Top critical review
2.0 out of 5 starsnot really the best of the trade paperback compilations
Reviewed in the United States on June 3, 2010
`Jonah Hex: Origins' is a compilation of issues 13 - 18 of the comic book published by DC / Vertigo in 2007.
The first three issues / chapters comprise the `Retribution' story arc, which consists mainly of flashbacks dealing with Jonah Hex's younger days, which were marked by plentiful abuse at the hands of various personages, including brutal Union Army officers, a drunk and disorderly father, and vengeful Apaches. We learn how Jonah suffered the injury to his left eye, and later, who was responsible for the disfiguring scar that mars the left half of his face.
`Retribution' is reasonably well written, although for some long-time fans of the Jonah Hex character, the disclosure of how he received his famous scars - after so many years of remaining a series mystery - may seem like the breaking of a covenant.
If the modern incarnation of the Hex series could be said to have a dedicated artist, it's Jordi Bernet, who illustrates the `Retribution' storyline.
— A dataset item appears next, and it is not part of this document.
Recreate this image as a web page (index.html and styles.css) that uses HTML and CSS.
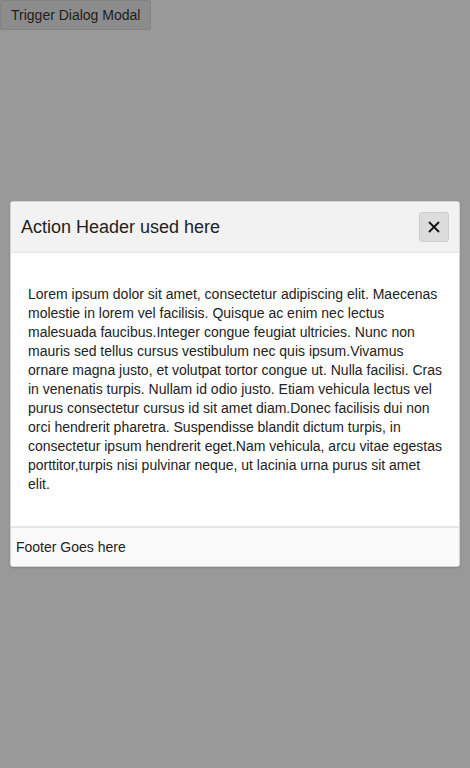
FILE: index.html
```html
<!DOCTYPE html>
<html>
<head>
<meta charset="utf-8">
<link rel="stylesheet" href="styles.css">
</head>
<body>
<button class="trigger">Trigger Dialog Modal</button>
<div class="dialog">
  <div class="dialog-header">
    <span class="dialog-title">Action Header used here</span>
    <button class="close" aria-label="Close">
      <svg width="14" height="14" viewBox="0 0 14 14"><path d="M2 2 L12 12 M12 2 L2 12" stroke="#111" stroke-width="1.8" fill="none"/></svg>
    </button>
  </div>
  <div class="dialog-body">
    <p>Lorem ipsum dolor sit amet, consectetur adipiscing elit. Maecenas molestie in lorem vel facilisis. Quisque ac enim nec lectus malesuada faucibus.Integer congue feugiat ultricies. Nunc non mauris sed tellus cursus vestibulum nec quis ipsum.Vivamus ornare magna justo, et volutpat tortor congue ut. Nulla facilisi. Cras in venenatis turpis. Nullam id odio justo. Etiam vehicula lectus vel purus consectetur cursus id sit amet diam.Donec facilisis dui non orci hendrerit pharetra. Suspendisse blandit dictum turpis, in consectetur ipsum hendrerit eget.Nam vehicula, arcu vitae egestas porttitor,turpis nisi pulvinar neque, ut lacinia urna purus sit amet elit.</p>
  </div>
  <div class="dialog-footer">Footer Goes here</div>
</div>
</body>
</html>
```
FILE: styles.css
```css
html, body {
  margin: 0;
  padding: 0;
  height: 100%;
}
body {
  background: #999999;
  font-family: "Liberation Sans", Arial, sans-serif;
  color: #222;
}
.trigger {
  display: block;
  margin: 0;
  height: 30px;
  padding: 0 10px;
  white-space: nowrap;
  background: #8c8c8c;
  border: 1px solid #828282;
  border-radius: 2px;
  font-family: "Liberation Sans", Arial, sans-serif;
  font-size: 14px;
  color: #1c1c1c;
}
.dialog {
  position: absolute;
  left: 10px;
  top: 201px;
  width: 450px;
  box-sizing: border-box;
  border: 1px solid #d4d4d4;
  border-radius: 3px;
  background: #fff;
  overflow: hidden;
  box-shadow: 0 1px 2px rgba(0,0,0,0.15);
}
.dialog-header {
  display: flex;
  align-items: center;
  justify-content: space-between;
  padding: 10px;
  background: #f2f2f2;
  border-bottom: 1px solid #e3e3e3;
}
.dialog-title {
  font-size: 18px;
  color: #222;
}
.close {
  width: 30px;
  height: 30px;
  padding: 0;
  display: flex;
  align-items: center;
  justify-content: center;
  background: #dcdcdc;
  border: 1px solid #cdcdcd;
  border-radius: 3px;
}
.dialog-body {
  padding: 32px 17px;
}
.dialog-body p {
  margin: 0;
  font-size: 14px;
  line-height: 19px;
  color: #222;
}
.dialog-footer {
  border-top: 2px solid #e6e6e6;
  background: #f9f9f9;
  height: 38px;
  padding: 0 5px;
  display: flex;
  align-items: center;
  font-size: 14px;
  color: #222;
}
```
In my opinion Bernet's art style, with its sketchy, rather hasty quality, is not the book's strong point. But it's probably unrealistic to hope that Moebius will ever step in to draw some Jonah Hex comics in that `Blueberry' style.
The next two issues / chapters deal with the history of Tallulah Black, a young woman from Tennessee who is Hex's sometime bounty-hunting partner, and sometime girlfriend. `The Ballad of Tallulah Black' reveals the gruesome treatment Tallulah underwent at the hands of renegade Union soldiers. Luckily for our heroine, Jonah Hex is in the right place at the right time to lend some assistance, and under his tutelage Tallulah learns how to draw and shoot well enough to seek her revenge. While these two chapters are an entertaining read, employing the mordant humor common to the Hex titles, Phil Noto's artwork is too stylized and too pretty to really give the storyline the necessary gritty visual character. For example, a climactic shootout is rendered via the use of too-small panels and too-spare sound effects, turning into something of a weak imitation of the shootout between Sharon Stone and Gene Hackman in the movie `The Quick and the Dead'.
The last chapter in the book, `I Walk Alone', is the best in the compilation. Featuring some good artwork by Val Semeiks, with moody grays, blues, and blacks for a color scheme, the plot finds Jonah confronted at his wilderness encampment by a runaway bride. A posse of armed men arrive, seeking to retrieve her; against his will, Jonah finds himself drawn into the conflict. `I Walk Alone' keeps the reader guessing all the way to the last few panels, and ends on a note of profound cynicism and moral ambiguity.
These downbeat, existential conclusions are what (in my mind, at least) makes the `Jonah Hex' title such refreshing alternative to the contrived angst that characterizes the writing for so many of the better-selling superhero titles on the comic shop shelves.
In total, `Jonah Hex: Origins' probably isn't the most impressive of the trade paperback compilations of the contemporary Hex comics, but fans will want to have it in their collection, as its stories continue to inform ongoing scripts of the series.